Since I wrote my article about why I thought J.C. Penney (NYSE:JCP) could double and was at least good for a trade, not much has actually happened at the retailer, yet the stock and bond prices continue to languish on high volume. In short, there has been no bottoming despite $800mm in new liquidity. This lack of movement is particularly curious in the case of the bonds where the equity raise is unadulterated good news - a lot of new money beneath you. I still believe that no news to good news has occurred since the offering and that the stock and bonds are down for technical and sentiment reasons. A summary of recent events:
- $800mm of liquidity raised in a ham-handed way that burned investors, but bought time for at least a year if not longer to turn the business around.
- The Company reiterates its year-end liquidity position - indicating that things are not getting worse at least in the short term.
- The former CEO of Saks, Stephen Sadove, joins the board as Chairman. A real executive who made good money for his shareholders in Saks (selling it to Hudson Bay) and would be a logical CEO to replace Ullman, who is interim. It would be unusual for an executive of his standing to join the Company only to take it into Chapter 11 soon after.
Many investors bought into the offering with an expectation of a post-secondary pop, which has failed to happen to say the least. And we have seen public fillings of one high profile investor exiting. Today, Kyle Bass is out saying how he is disappointed with the dilution from the offering. What he also says is that all JCP needs to do is stabilize to see double digit comp store gains. I agree with everything he is quoted as saying. The offering was a mess and handled badly and has damaged management credibility, which explains part of the reason why the stock can't rise. With the long dated bond prices in the 60s and 70s, I believe that some of the bigger credit funds are probably buying bonds and shorting stock against them. After all, you are earning an hefty current yield and have the chance for 30 or more points of appreciation at maturity with a stock short to hedge the default risk. This credit arbitrage exacerbates selling from investors who were burned by the secondary and the already large short cohort.

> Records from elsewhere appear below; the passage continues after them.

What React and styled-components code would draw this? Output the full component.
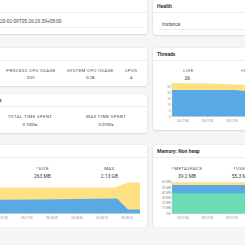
import React from 'react';
import styled, { createGlobalStyle } from 'styled-components';

const Global = createGlobalStyle`
  html, body { margin: 0; padding: 0; overflow: hidden; background: #f5f5f5; }
  body { font-family: Roboto, "Liberation Sans", Arial, sans-serif; color: #4a4a4a; }
`;

const YELLOW = '#fee183';
const BLUE = '#5aa9e4';
const GREEN = '#6cdcb6';

const Page = styled.main`
  display: grid;
  grid-template-columns: 210px 210px;
  column-gap: 6px;
  row-gap: 12.5px;
  align-items: start;
  margin-left: -63px;
`;

const Stack = styled.div`
  display: flex;
  flex-direction: column;
  gap: 7.5px;
`;

const Card = styled.section`
  background: #fff;
  border-radius: 3px;
  box-shadow: 0 1px 2px rgba(10, 10, 10, 0.09), 0 0 0 0.5px rgba(10, 10, 10, 0.06);
`;

const CardHeader = styled.header`
  height: 12px;
  border-bottom: 1px solid #ededed;
  display: flex;
  align-items: center;
  padding: 0 4px;
  font-size: 5px;
  font-weight: 700;
  color: #363636;
  white-space: nowrap;
`;

const MetaBody = styled.div`
  padding: 3px 4px 6px;
`;

const KVRow = styled.div`
  display: grid;
  grid-template-columns: 53.6px 1fr;
  padding: 3px 0 2px;
  border-bottom: 1px solid #ededed;
  font-size: 4.8px;
  line-height: 6px;
  white-space: nowrap;
`;

const HealthBody = styled.div`
  padding: 6px 4px 5px 5px;
`;

const HealthRow = styled.div`
  display: flex;
  justify-content: space-between;
  padding: 3px 4px 1px;
  border-bottom: 1px solid #ededed;
  font-size: 4.8px;
  line-height: 6px;
`;

const Tag = styled.span`
  background: #48c774;
  color: #fff;
  border-radius: 2px;
  padding: 0 2px;
  font-size: 3.6px;
`;

const StatBody = styled.div`
  padding: 7.25px 4px 5px;
`;

const ChartBody = styled.div`
  padding: 7.5px 4px 6px;
`;

const Level = styled.div`
  display: flex;
`;

const LevelItem = styled.div`
  flex: 1 0 auto;
  display: flex;
  flex-direction: column;
  align-items: center;
`;

const Heading = styled.div`
  display: flex;
  align-items: center;
  font-size: 4.3px;
  line-height: 5px;
  letter-spacing: 0.4px;
  text-transform: uppercase;
  color: #4a4a4a;
  white-space: nowrap;
`;

const Swatch = styled.span`
  width: 1.7px;
  height: 1.7px;
  margin-right: 0.8px;
  background: ${(p) => p.$color};
`;

const Value = styled.div`
  margin-top: ${(p) => p.$gap}px;
  font-size: ${(p) => p.$size}px;
  line-height: 6px;
  color: #363636;
  white-space: nowrap;
`;

const ChartSvg = styled.svg`
  display: block;
  width: 202px;
  height: 42.5px;
  text {
    font-family: Roboto, "Liberation Sans", Arial, sans-serif;
    fill: #8a8a8a;
  }
`;

function Stat({ label, value, color, size = 4.2, gap = 2.5 }) {
  return (
    <LevelItem>
      <Heading>
        {color && <Swatch $color={color} />}
        {label}
      </Heading>
      <Value $size={size} $gap={gap}>{value}</Value>
    </LevelItem>
  );
}

const LEFT = 15;
const RIGHT = 199;

function Chart({ bottom, yTicks, xTicks, areas }) {
  const area = (pts) =>
    `M${LEFT},${bottom} ` + pts.map(([x, y]) => `L${x},${y}`).join(' ') + ` L${RIGHT},${bottom} Z`;
  return (
    <ChartSvg viewBox="0 0 202 42.5">
      {areas.map((a, i) => (
        <path key={i} d={area(a.points)} fill={a.color} />
      ))}
      <line x1={LEFT} x2={LEFT} y1={1} y2={bottom} stroke="#c4c4c4" strokeWidth="0.4" />
      <line x1={LEFT} x2={RIGHT} y1={bottom} y2={bottom} stroke="#c4c4c4" strokeWidth="0.4" />
      {yTicks.map(([label, y]) => (
        <g key={label}>
          <line x1={LEFT - 1} x2={LEFT} y1={y} y2={y} stroke="#c4c4c4" strokeWidth="0.4" />
          <text x={LEFT - 1.5} y={y + 1} fontSize="3" textAnchor="end">{label}</text>
        </g>
      ))}
      {xTicks.map(([label, x]) => (
        <g key={label}>
          <line x1={x} x2={x} y1={bottom} y2={bottom + 1.2} stroke="#c4c4c4" strokeWidth="0.4" />
          <text x={x} y={bottom + 5} fontSize="3" textAnchor="middle">{label}</text>
        </g>
      ))}
    </ChartSvg>
  );
}

const times = ['05:27:45', '05:27:50', '05:27:55', '05:28:00', '05:28:05', '05:28:10', '05:28:15'];
const rightTicks = times.map((t, i) => [t, 26 + i * 24.5]).filter(([, x]) => x < RIGHT);
const heapTicks = times.map((t, i) => [t, 36 + i * 25]).filter(([, x]) => x < RIGHT);

const threadY = (v) => 35.5 - 1.2 * v;
const nonHeapY = (mb) => 34.5 - 0.517 * mb;

export default function App() {
  return (
    <>
      <Global />
      <Page>
        <Card>
          <CardHeader>Metadata</CardHeader>
          <MetaBody>
            <KVRow>
              <span>startup</span>
              <span>2020-02-09T05:26:29.39+08:00</span>
            </KVRow>
          </MetaBody>
        </Card>

        <Card>
          <CardHeader>Health</CardHeader>
          <HealthBody>
            <HealthRow>
              <span>Instance</span>
              <Tag>UP</Tag>
            </HealthRow>
          </HealthBody>
        </Card>

        <Stack>
          <Card>
            <CardHeader>Process</CardHeader>
            <StatBody>
              <Level>
                <Stat label="PID" value="19140" />
                <Stat label="Uptime" value="0d 0h 1m 48s" />
                <Stat label="Process CPU usage" value="0.01" />
                <Stat label="System CPU usage" value="0.28" />
                <Stat label="CPUs" value="4" />
              </Level>
            </StatBody>
          </Card>
          <Card>
            <CardHeader>Garbage Collection Pauses</CardHeader>
            <StatBody>
              <Level>
                <Stat label="Count" value="2" />
                <Stat label="Total time spent" value="0.1000s" />
                <Stat label="Max time spent" value="0.0700s" />
              </Level>
            </StatBody>
          </Card>
        </Stack>

        <Card>
          <CardHeader>Threads</CardHeader>
          <ChartBody>
            <Level>
              <Stat label="Live" value="26" color={YELLOW} size={4.9} gap={2} />
              <Stat label="Daemon" value="22" color={BLUE} size={4.9} gap={2} />
              <Stat label="Peak live" value="28" size={4.9} gap={2} />
            </Level>
            <Chart
              bottom={35.5}
              yTicks={[0, 5, 10, 15, 20, 25].map((v) => [String(v), threadY(v)])}
              xTicks={rightTicks}
              areas={[
                { color: YELLOW, points: [[15, threadY(28)], [45, threadY(27.8)], [65, threadY(27.2)], [85, threadY(26.4)], [105, threadY(26)], [199, threadY(26)]] },
                { color: BLUE, points: [[15, threadY(22)], [78, threadY(22)], [92, threadY(21)], [199, threadY(21)]] },
              ]}
            />
          </ChartBody>
        </Card>

        <Card>
          <CardHeader>Memory: Heap</CardHeader>
          <ChartBody>
            <Level>
              <Stat label="Used" value="48.9 MB" color={BLUE} size={4.9} gap={2} />
              <Stat label="Size" value="263 MB" color={YELLOW} size={4.9} gap={2} />
              <Stat label="Max" value="2.13 GB" size={4.9} gap={2} />
            </Level>
            <Chart
              bottom={34.5}
              yTicks={[['0 B', 34.5], ['100 MB', 24.6], ['200 MB', 14.7], ['300 MB', 4.8]]}
              xTicks={heapTicks}
              areas={[
                { color: YELLOW, points: [[15, 8.5], [174, 8.5], [187, 3.5], [199, 3.5]] },
                { color: BLUE, points: [[15, 21.2], [100, 20.4], [176, 19.6], [187, 30.5], [199, 30.5]] },
              ]}
            />
          </ChartBody>
        </Card>

        <Card>
          <CardHeader>Memory: Non heap</CardHeader>
          <ChartBody>
            <Level>
              <Stat label="Metaspace" value="39.2 MB" color={GREEN} size={4.9} gap={2} />
              <Stat label="Used" value="55.3 MB" color={BLUE} size={4.9} gap={2} />
              <Stat label="Size" value="60.4 MB" color={YELLOW} size={4.9} gap={2} />
              <Stat label="Max" value="1.27 GB" size={4.9} gap={2} />
            </Level>
            <Chart
              bottom={34.5}
              yTicks={[0, 10, 20, 30, 40, 50, 60].map((v) => [v === 0 ? '0 B' : `${v} MB`, nonHeapY(v)])}
              xTicks={rightTicks}
              areas={[
                { color: YELLOW, points: [[15, nonHeapY(60.4)], [199, nonHeapY(60.4)]] },
                { color: BLUE, points: [[15, nonHeapY(55)], [199, nonHeapY(55.3)]] },
                { color: GREEN, points: [[15, nonHeapY(39)], [199, nonHeapY(39.2)]] },
              ]}
            />
          </ChartBody>
        </Card>
      </Page>
    </>
  );
}
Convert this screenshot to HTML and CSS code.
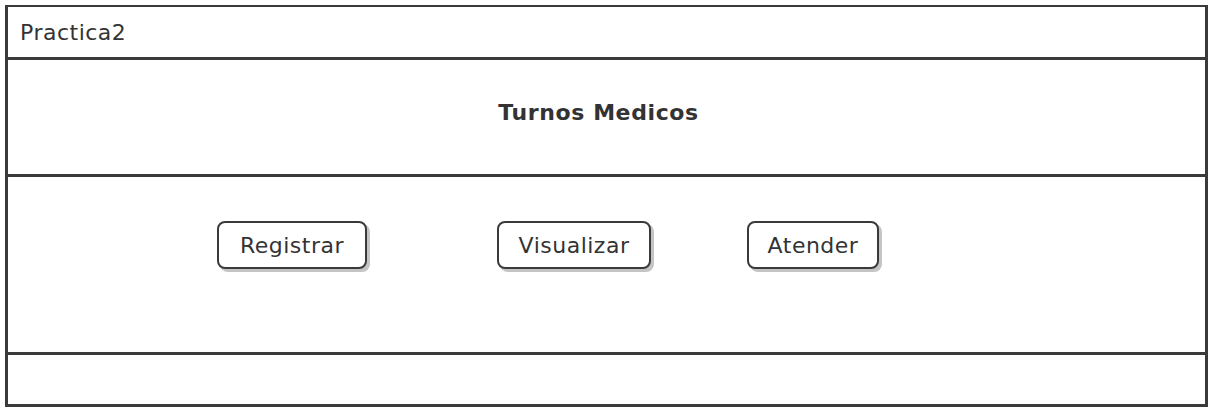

To top it all off, the market has been heavy and retail in particular has been weak both in terms of results and stock prices. Assuming that Funds have these long credit/short stock trades on, they can also be unwound in a hurry. A stabilization and return to positive comps should produce a 15-20% move in most of the longer dated bonds which is fantastic for a bond. The stock should at least return to the offering price in the face of that kind of news for a low 20s return. The stock is up a bit today on the Sadove news in a very bad tape. As discussed, the stock is massively shorted, it is conceivable that the credit funds might be over hedged and that the stock could shoot way past the offering price. After all, the investors that bought the 80mm+ shares had to be expecting a positive rate of return. The bonds can only go to par and the stock can theoretically go to infinity. So just as the sentiment, shorting and selling from the offering is putting a lid on the stock. A mere stabilization of trends and slightly positive comp sales number could and should get the stock to break out as funds unwind part or all of the inter capitalization arbitrage.
Disclosure: I am long JCP. I wrote this article myself, and it expresses my own opinions. I am not receiving compensation for it (other than from Seeking Alpha). I have no business relationship with any company whose stock is mentioned in this article.
Additional disclosure: Though positions can and do change without warning or notice.